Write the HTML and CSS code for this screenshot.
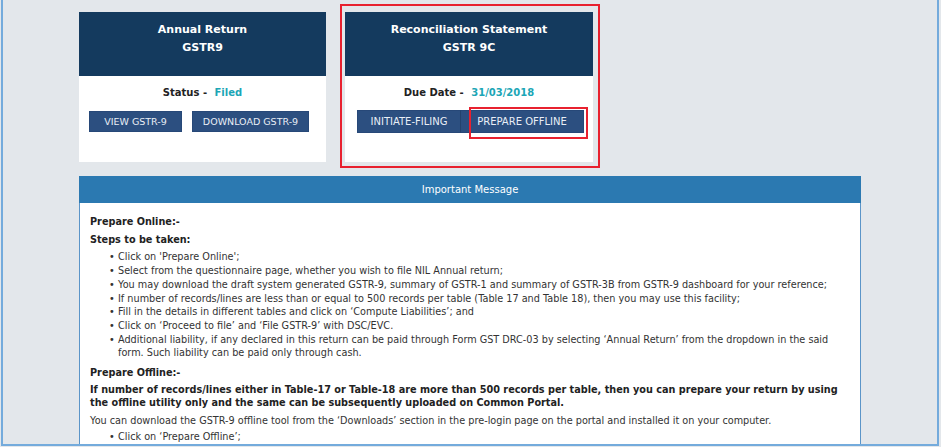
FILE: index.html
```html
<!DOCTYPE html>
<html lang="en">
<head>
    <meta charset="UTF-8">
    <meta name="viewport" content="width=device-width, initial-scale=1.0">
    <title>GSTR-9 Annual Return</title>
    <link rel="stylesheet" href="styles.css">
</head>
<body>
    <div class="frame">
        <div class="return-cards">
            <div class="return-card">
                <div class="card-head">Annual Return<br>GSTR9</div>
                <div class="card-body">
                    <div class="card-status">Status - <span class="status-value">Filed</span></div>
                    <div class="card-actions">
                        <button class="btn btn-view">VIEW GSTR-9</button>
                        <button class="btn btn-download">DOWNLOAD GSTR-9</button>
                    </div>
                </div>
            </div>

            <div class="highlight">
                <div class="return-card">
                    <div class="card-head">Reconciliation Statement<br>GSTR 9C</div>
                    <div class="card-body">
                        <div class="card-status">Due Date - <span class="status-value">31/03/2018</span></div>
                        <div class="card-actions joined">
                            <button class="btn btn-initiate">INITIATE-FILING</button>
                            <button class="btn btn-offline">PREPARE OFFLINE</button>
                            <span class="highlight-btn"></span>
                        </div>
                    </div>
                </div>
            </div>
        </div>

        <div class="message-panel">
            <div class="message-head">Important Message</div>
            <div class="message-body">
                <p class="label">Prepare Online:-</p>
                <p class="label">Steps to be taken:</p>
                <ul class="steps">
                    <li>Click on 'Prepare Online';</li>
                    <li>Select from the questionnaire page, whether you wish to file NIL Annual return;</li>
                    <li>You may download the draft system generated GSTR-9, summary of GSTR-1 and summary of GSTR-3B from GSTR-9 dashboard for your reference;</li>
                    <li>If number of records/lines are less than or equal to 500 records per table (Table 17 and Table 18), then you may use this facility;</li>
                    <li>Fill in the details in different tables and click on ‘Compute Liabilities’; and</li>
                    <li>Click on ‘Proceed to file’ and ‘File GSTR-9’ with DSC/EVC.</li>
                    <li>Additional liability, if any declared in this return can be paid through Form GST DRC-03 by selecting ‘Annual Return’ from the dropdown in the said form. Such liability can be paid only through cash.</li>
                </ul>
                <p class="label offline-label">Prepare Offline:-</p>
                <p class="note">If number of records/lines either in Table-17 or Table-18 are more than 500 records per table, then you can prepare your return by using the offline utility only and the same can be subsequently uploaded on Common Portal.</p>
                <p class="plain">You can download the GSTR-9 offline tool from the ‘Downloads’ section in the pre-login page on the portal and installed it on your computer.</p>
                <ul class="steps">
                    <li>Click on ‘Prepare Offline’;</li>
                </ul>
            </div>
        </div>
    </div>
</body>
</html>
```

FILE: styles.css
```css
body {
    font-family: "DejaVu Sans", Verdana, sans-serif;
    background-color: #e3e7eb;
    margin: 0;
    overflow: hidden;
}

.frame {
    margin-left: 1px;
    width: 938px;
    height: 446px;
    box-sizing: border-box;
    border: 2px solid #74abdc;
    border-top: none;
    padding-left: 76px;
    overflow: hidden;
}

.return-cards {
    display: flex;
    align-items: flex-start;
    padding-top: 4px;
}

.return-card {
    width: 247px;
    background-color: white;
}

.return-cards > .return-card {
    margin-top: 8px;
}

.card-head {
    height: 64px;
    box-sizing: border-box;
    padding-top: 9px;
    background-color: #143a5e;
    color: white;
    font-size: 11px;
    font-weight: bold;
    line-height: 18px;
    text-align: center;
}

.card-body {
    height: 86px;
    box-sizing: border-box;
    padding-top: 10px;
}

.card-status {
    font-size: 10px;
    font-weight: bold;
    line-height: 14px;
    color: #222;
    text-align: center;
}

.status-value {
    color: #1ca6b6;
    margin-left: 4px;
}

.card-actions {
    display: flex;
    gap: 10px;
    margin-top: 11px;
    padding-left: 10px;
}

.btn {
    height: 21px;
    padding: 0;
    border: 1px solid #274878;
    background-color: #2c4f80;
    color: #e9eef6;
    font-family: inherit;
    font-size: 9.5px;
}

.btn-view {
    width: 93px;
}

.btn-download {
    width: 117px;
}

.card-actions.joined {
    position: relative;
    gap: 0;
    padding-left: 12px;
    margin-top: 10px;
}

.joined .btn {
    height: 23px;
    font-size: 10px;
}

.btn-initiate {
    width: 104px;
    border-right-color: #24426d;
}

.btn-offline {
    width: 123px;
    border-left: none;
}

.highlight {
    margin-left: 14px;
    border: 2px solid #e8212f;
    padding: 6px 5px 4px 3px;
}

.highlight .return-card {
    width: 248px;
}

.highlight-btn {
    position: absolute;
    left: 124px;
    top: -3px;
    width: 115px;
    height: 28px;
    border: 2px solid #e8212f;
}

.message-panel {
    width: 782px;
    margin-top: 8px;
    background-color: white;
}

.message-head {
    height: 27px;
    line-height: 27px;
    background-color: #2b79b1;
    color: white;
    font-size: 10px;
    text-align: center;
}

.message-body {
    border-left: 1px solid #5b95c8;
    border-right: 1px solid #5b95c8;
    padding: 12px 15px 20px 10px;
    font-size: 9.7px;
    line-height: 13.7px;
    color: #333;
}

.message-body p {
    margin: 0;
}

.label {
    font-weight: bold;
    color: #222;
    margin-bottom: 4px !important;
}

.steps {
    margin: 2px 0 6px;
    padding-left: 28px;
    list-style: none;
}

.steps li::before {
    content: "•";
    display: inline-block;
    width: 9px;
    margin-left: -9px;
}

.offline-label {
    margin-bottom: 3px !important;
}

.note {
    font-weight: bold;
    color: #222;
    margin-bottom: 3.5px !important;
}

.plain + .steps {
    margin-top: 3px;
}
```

**Goal of the exercise**
Leave out all pictures, then copy the remaining material exactly.

**Output of the exercise**
Write the HTML and CSS code for this screenshot.
FILE: index.html
```html
<!DOCTYPE html>
<html lang="en">
<head>
    <meta charset="UTF-8">
    <meta name="viewport" content="width=device-width, initial-scale=1.0">
    <title>GSTR-9 Annual Return</title>
    <link rel="stylesheet" href="styles.css">
</head>
<body>
    <div class="frame">
        <div class="return-cards">
            <div class="return-card">
                <div class="card-head">Annual Return<br>GSTR9</div>
                <div class="card-body">
                    <div class="card-status">Status - <span class="status-value">Filed</span></div>
                    <div class="card-actions">
                        <button class="btn btn-view">VIEW GSTR-9</button>
                        <button class="btn btn-download">DOWNLOAD GSTR-9</button>
                    </div>
                </div>
            </div>

            <div class="highlight">
                <div class="return-card">
                    <div class="card-head">Reconciliation Statement<br>GSTR 9C</div>
                    <div class="card-body">
                        <div class="card-status">Due Date - <span class="status-value">31/03/2018</span></div>
                        <div class="card-actions joined">
                            <button class="btn btn-initiate">INITIATE-FILING</button>
                            <button class="btn btn-offline">PREPARE OFFLINE</button>
                            <span class="highlight-btn"></span>
                        </div>
                    </div>
                </div>
            </div>
        </div>

        <div class="message-panel">
            <div class="message-head">Important Message</div>
            <div class="message-body">
                <p class="label">Prepare Online:-</p>
                <p class="label">Steps to be taken:</p>
                <ul class="steps">
                    <li>Click on 'Prepare Online';</li>
                    <li>Select from the questionnaire page, whether you wish to file NIL Annual return;</li>
                    <li>You may download the draft system generated GSTR-9, summary of GSTR-1 and summary of GSTR-3B from GSTR-9 dashboard for your reference;</li>
                    <li>If number of records/lines are less than or equal to 500 records per table (Table 17 and Table 18), then you may use this facility;</li>
                    <li>Fill in the details in different tables and click on ‘Compute Liabilities’; and</li>
                    <li>Click on ‘Proceed to file’ and ‘File GSTR-9’ with DSC/EVC.</li>
                    <li>Additional liability, if any declared in this return can be paid through Form GST DRC-03 by selecting ‘Annual Return’ from the dropdown in the said form. Such liability can be paid only through cash.</li>
                </ul>
                <p class="label offline-label">Prepare Offline:-</p>
                <p class="note">If number of records/lines either in Table-17 or Table-18 are more than 500 records per table, then you can prepare your return by using the offline utility only and the same can be subsequently uploaded on Common Portal.</p>
                <p class="plain">You can download the GSTR-9 offline tool from the ‘Downloads’ section in the pre-login page on the portal and installed it on your computer.</p>
                <ul class="steps">
                    <li>Click on ‘Prepare Offline’;</li>
                </ul>
            </div>
        </div>
    </div>
</body>
</html>
```

FILE: styles.css
```css
body {
    font-family: "DejaVu Sans", Verdana, sans-serif;
    background-color: #e3e7eb;
    margin: 0;
    overflow: hidden;
}

.frame {
    margin-left: 1px;
    width: 938px;
    height: 446px;
    box-sizing: border-box;
    border: 2px solid #74abdc;
    border-top: none;
    padding-left: 76px;
    overflow: hidden;
}

.return-cards {
    display: flex;
    align-items: flex-start;
    padding-top: 4px;
}

.return-card {
    width: 247px;
    background-color: white;
}

.return-cards > .return-card {
    margin-top: 8px;
}

.card-head {
    height: 64px;
    box-sizing: border-box;
    padding-top: 9px;
    background-color: #143a5e;
    color: white;
    font-size: 11px;
    font-weight: bold;
    line-height: 18px;
    text-align: center;
}

.card-body {
    height: 86px;
    box-sizing: border-box;
    padding-top: 10px;
}

.card-status {
    font-size: 10px;
    font-weight: bold;
    line-height: 14px;
    color: #222;
    text-align: center;
}

.status-value {
    color: #1ca6b6;
    margin-left: 4px;
}

.card-actions {
    display: flex;
    gap: 10px;
    margin-top: 11px;
    padding-left: 10px;
}

.btn {
    height: 21px;
    padding: 0;
    border: 1px solid #274878;
    background-color: #2c4f80;
    color: #e9eef6;
    font-family: inherit;
    font-size: 9.5px;
}

.btn-view {
    width: 93px;
}

.btn-download {
    width: 117px;
}

.card-actions.joined {
    position: relative;
    gap: 0;
    padding-left: 12px;
    margin-top: 10px;
}

.joined .btn {
    height: 23px;
    font-size: 10px;
}

.btn-initiate {
    width: 104px;
    border-right-color: #24426d;
}

.btn-offline {
    width: 123px;
    border-left: none;
}

.highlight {
    margin-left: 14px;
    border: 2px solid #e8212f;
    padding: 6px 5px 4px 3px;
}

.highlight .return-card {
    width: 248px;
}

.highlight-btn {
    position: absolute;
    left: 124px;
    top: -3px;
    width: 115px;
    height: 28px;
    border: 2px solid #e8212f;
}

.message-panel {
    width: 782px;
    margin-top: 8px;
    background-color: white;
}

.message-head {
    height: 27px;
    line-height: 27px;
    background-color: #2b79b1;
    color: white;
    font-size: 10px;
    text-align: center;
}

.message-body {
    border-left: 1px solid #5b95c8;
    border-right: 1px solid #5b95c8;
    padding: 12px 15px 20px 10px;
    font-size: 9.7px;
    line-height: 13.7px;
    color: #333;
}

.message-body p {
    margin: 0;
}

.label {
    font-weight: bold;
    color: #222;
    margin-bottom: 4px !important;
}

.steps {
    margin: 2px 0 6px;
    padding-left: 28px;
    list-style: none;
}

.steps li::before {
    content: "•";
    display: inline-block;
    width: 9px;
    margin-left: -9px;
}

.offline-label {
    margin-bottom: 3px !important;
}

.note {
    font-weight: bold;
    color: #222;
    margin-bottom: 3.5px !important;
}

.plain + .steps {
    margin-top: 3px;
}
```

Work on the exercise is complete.